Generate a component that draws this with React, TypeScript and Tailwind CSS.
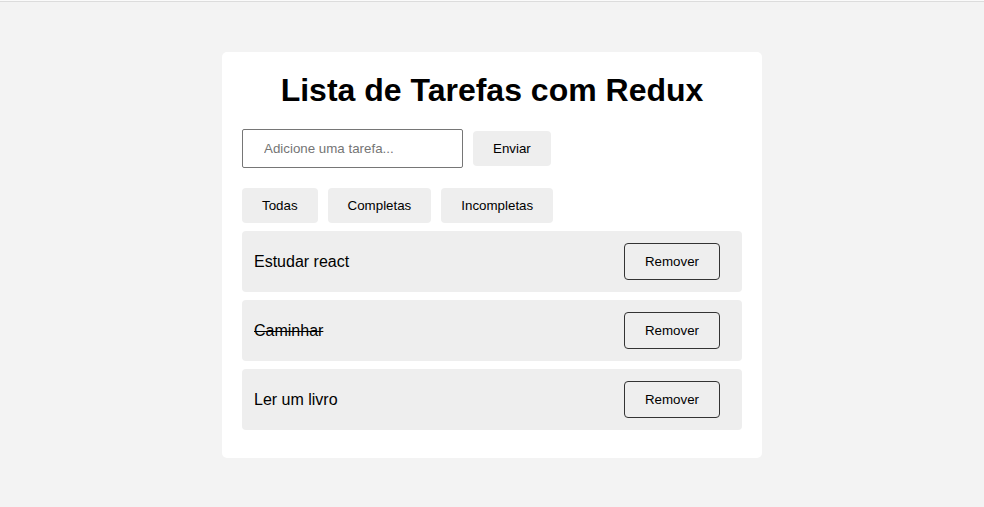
import { useState } from "react";

type Tarefa = { id: number; texto: string; completa: boolean };

const filtros = ["Todas", "Completas", "Incompletas"];

export default function App() {
  const [tarefas, setTarefas] = useState<Tarefa[]>([
    { id: 1, texto: "Estudar react", completa: false },
    { id: 2, texto: "Caminhar", completa: true },
    { id: 3, texto: "Ler um livro", completa: false },
  ]);
  const [texto, setTexto] = useState("");

  const adicionar = () => {
    if (!texto.trim()) return;
    setTarefas((t) => [...t, { id: Date.now(), texto, completa: false }]);
    setTexto("");
  };

  return (
    <div className="min-h-screen bg-[#f3f3f3] font-['Liberation_Sans',Arial,sans-serif] text-black">
      <div className="h-px bg-[#fafafa]" />
      <div className="h-px bg-[#dcdcdc]" />
      <div className="pt-[50px] flex justify-center">
        <div className="w-[540px] bg-white rounded-[5px] px-5 pt-5 pb-7">
          <h1 className="text-[32px] leading-[normal] font-bold text-center mb-5">
            Lista de Tarefas com Redux
          </h1>

          <div className="flex items-center gap-[10px]">
            <input
              value={texto}
              onChange={(e) => setTexto(e.target.value)}
              placeholder="Adicione uma tarefa..."
              className="w-[221px] h-[39px] border border-[#767676] rounded-[2px] pl-[21px] pr-2 text-[13.33px] placeholder:text-[#757575] outline-none"
            />
            <button
              onClick={adicionar}
              className="h-[35px] px-5 bg-[#eeeeee] rounded-[4px] text-[13.33px]"
            >
              Enviar
            </button>
          </div>

          <div className="flex gap-[10px] mt-5">
            {filtros.map((f) => (
              <button
                key={f}
                className="h-[35px] px-5 bg-[#eeeeee] rounded-[4px] text-[13.33px]"
              >
                {f}
              </button>
            ))}
          </div>

          <ul className="mt-2 flex flex-col gap-2">
            {tarefas.map((t) => (
              <li
                key={t.id}
                className="flex items-center justify-between bg-[#eeeeee] rounded-[4px] pl-3 pr-[22px] py-3"
              >
                <span className={`text-base ${t.completa ? "line-through" : ""}`}>
                  {t.texto}
                </span>
                <button
                  onClick={() => setTarefas((all) => all.filter((x) => x.id !== t.id))}
                  className="h-[37px] px-5 border border-[#333] rounded-[4px] text-[13.33px]"
                >
                  Remover
                </button>
              </li>
            ))}
          </ul>
        </div>
      </div>
    </div>
  );
}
++++++++++++++++++++
Every line of the data should be copied as it stands, without the images.

» Complete response:
Generate a component that draws this with React, TypeScript and Tailwind CSS.
import { useState } from "react";

type Tarefa = { id: number; texto: string; completa: boolean };

const filtros = ["Todas", "Completas", "Incompletas"];

export default function App() {
  const [tarefas, setTarefas] = useState<Tarefa[]>([
    { id: 1, texto: "Estudar react", completa: false },
    { id: 2, texto: "Caminhar", completa: true },
    { id: 3, texto: "Ler um livro", completa: false },
  ]);
  const [texto, setTexto] = useState("");

  const adicionar = () => {
    if (!texto.trim()) return;
    setTarefas((t) => [...t, { id: Date.now(), texto, completa: false }]);
    setTexto("");
  };

  return (
    <div className="min-h-screen bg-[#f3f3f3] font-['Liberation_Sans',Arial,sans-serif] text-black">
      <div className="h-px bg-[#fafafa]" />
      <div className="h-px bg-[#dcdcdc]" />
      <div className="pt-[50px] flex justify-center">
        <div className="w-[540px] bg-white rounded-[5px] px-5 pt-5 pb-7">
          <h1 className="text-[32px] leading-[normal] font-bold text-center mb-5">
            Lista de Tarefas com Redux
          </h1>

          <div className="flex items-center gap-[10px]">
            <input
              value={texto}
              onChange={(e) => setTexto(e.target.value)}
              placeholder="Adicione uma tarefa..."
              className="w-[221px] h-[39px] border border-[#767676] rounded-[2px] pl-[21px] pr-2 text-[13.33px] placeholder:text-[#757575] outline-none"
            />
            <button
              onClick={adicionar}
              className="h-[35px] px-5 bg-[#eeeeee] rounded-[4px] text-[13.33px]"
            >
              Enviar
            </button>
          </div>

          <div className="flex gap-[10px] mt-5">
            {filtros.map((f) => (
              <button
                key={f}
                className="h-[35px] px-5 bg-[#eeeeee] rounded-[4px] text-[13.33px]"
              >
                {f}
              </button>
            ))}
          </div>

          <ul className="mt-2 flex flex-col gap-2">
            {tarefas.map((t) => (
              <li
                key={t.id}
                className="flex items-center justify-between bg-[#eeeeee] rounded-[4px] pl-3 pr-[22px] py-3"
              >
                <span className={`text-base ${t.completa ? "line-through" : ""}`}>
                  {t.texto}
                </span>
                <button
                  onClick={() => setTarefas((all) => all.filter((x) => x.id !== t.id))}
                  className="h-[37px] px-5 border border-[#333] rounded-[4px] text-[13.33px]"
                >
                  Remover
                </button>
              </li>
            ))}
          </ul>
        </div>
      </div>
    </div>
  );
}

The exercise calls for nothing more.